## Prompt
Transcribe the full listing exactly, and drop every picture.

════

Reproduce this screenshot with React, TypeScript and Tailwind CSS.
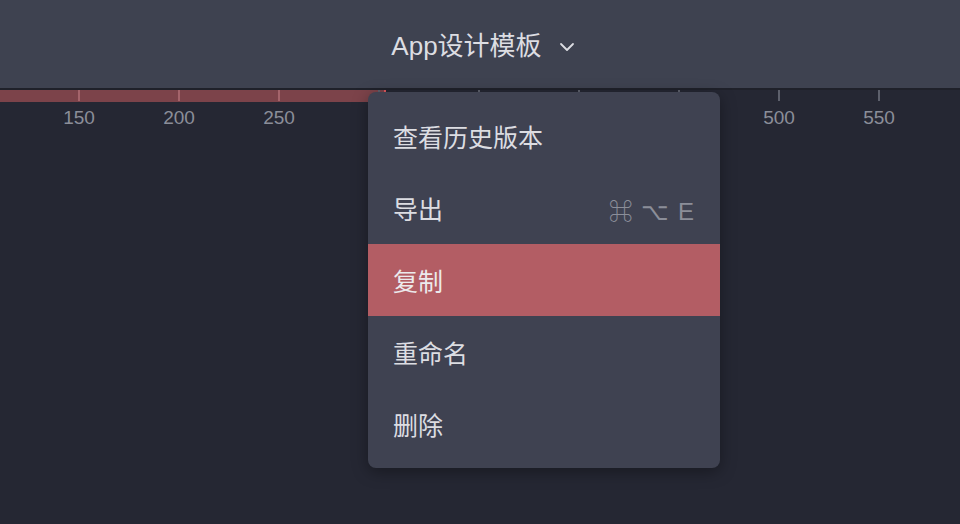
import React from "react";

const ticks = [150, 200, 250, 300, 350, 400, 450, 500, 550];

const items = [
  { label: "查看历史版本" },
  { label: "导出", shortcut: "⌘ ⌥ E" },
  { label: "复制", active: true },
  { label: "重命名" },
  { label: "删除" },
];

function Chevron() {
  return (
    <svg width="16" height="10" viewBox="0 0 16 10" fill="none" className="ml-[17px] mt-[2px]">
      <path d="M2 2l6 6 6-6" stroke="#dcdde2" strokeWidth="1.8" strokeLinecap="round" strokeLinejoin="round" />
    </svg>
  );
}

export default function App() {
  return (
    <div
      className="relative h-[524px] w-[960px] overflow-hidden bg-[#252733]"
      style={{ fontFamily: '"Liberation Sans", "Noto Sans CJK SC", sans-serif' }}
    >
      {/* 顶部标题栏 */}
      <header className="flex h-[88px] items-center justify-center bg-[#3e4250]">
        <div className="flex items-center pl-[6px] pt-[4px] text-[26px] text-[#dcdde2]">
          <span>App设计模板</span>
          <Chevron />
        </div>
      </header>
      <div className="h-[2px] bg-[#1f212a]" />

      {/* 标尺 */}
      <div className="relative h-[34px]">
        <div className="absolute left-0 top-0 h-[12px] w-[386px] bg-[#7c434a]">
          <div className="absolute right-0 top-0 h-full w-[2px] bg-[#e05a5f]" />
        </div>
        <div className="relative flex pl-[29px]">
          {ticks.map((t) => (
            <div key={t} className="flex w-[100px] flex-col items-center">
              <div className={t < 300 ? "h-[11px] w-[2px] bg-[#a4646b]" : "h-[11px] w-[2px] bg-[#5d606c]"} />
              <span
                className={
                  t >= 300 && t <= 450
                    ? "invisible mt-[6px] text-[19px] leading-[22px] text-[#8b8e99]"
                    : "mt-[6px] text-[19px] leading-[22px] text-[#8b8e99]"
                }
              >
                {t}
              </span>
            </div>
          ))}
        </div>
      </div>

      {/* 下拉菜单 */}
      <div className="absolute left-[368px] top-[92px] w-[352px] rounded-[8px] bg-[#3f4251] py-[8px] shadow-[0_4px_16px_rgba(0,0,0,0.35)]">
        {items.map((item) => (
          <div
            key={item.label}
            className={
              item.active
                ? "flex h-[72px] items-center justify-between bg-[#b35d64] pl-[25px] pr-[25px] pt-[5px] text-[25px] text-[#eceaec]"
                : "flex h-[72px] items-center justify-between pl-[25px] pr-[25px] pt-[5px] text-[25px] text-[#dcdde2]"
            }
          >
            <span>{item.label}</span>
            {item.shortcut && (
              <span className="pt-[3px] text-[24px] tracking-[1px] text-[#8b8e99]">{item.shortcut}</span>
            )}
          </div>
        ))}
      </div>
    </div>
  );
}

════

## Result of this task
Reproduce this screenshot with React, TypeScript and Tailwind CSS.
import React from "react";

const ticks = [150, 200, 250, 300, 350, 400, 450, 500, 550];

const items = [
  { label: "查看历史版本" },
  { label: "导出", shortcut: "⌘ ⌥ E" },
  { label: "复制", active: true },
  { label: "重命名" },
  { label: "删除" },
];

function Chevron() {
  return (
    <svg width="16" height="10" viewBox="0 0 16 10" fill="none" className="ml-[17px] mt-[2px]">
      <path d="M2 2l6 6 6-6" stroke="#dcdde2" strokeWidth="1.8" strokeLinecap="round" strokeLinejoin="round" />
    </svg>
  );
}

export default function App() {
  return (
    <div
      className="relative h-[524px] w-[960px] overflow-hidden bg-[#252733]"
      style={{ fontFamily: '"Liberation Sans", "Noto Sans CJK SC", sans-serif' }}
    >
      {/* 顶部标题栏 */}
      <header className="flex h-[88px] items-center justify-center bg-[#3e4250]">
        <div className="flex items-center pl-[6px] pt-[4px] text-[26px] text-[#dcdde2]">
          <span>App设计模板</span>
          <Chevron />
        </div>
      </header>
      <div className="h-[2px] bg-[#1f212a]" />

      {/* 标尺 */}
      <div className="relative h-[34px]">
        <div className="absolute left-0 top-0 h-[12px] w-[386px] bg-[#7c434a]">
          <div className="absolute right-0 top-0 h-full w-[2px] bg-[#e05a5f]" />
        </div>
        <div className="relative flex pl-[29px]">
          {ticks.map((t) => (
            <div key={t} className="flex w-[100px] flex-col items-center">
              <div className={t < 300 ? "h-[11px] w-[2px] bg-[#a4646b]" : "h-[11px] w-[2px] bg-[#5d606c]"} />
              <span
                className={
                  t >= 300 && t <= 450
                    ? "invisible mt-[6px] text-[19px] leading-[22px] text-[#8b8e99]"
                    : "mt-[6px] text-[19px] leading-[22px] text-[#8b8e99]"
                }
              >
                {t}
              </span>
            </div>
          ))}
        </div>
      </div>

      {/* 下拉菜单 */}
      <div className="absolute left-[368px] top-[92px] w-[352px] rounded-[8px] bg-[#3f4251] py-[8px] shadow-[0_4px_16px_rgba(0,0,0,0.35)]">
        {items.map((item) => (
          <div
            key={item.label}
            className={
              item.active
                ? "flex h-[72px] items-center justify-between bg-[#b35d64] pl-[25px] pr-[25px] pt-[5px] text-[25px] text-[#eceaec]"
                : "flex h-[72px] items-center justify-between pl-[25px] pr-[25px] pt-[5px] text-[25px] text-[#dcdde2]"
            }
          >
            <span>{item.label}</span>
            {item.shortcut && (
              <span className="pt-[3px] text-[24px] tracking-[1px] text-[#8b8e99]">{item.shortcut}</span>
            )}
          </div>
        ))}
      </div>
    </div>
  );
}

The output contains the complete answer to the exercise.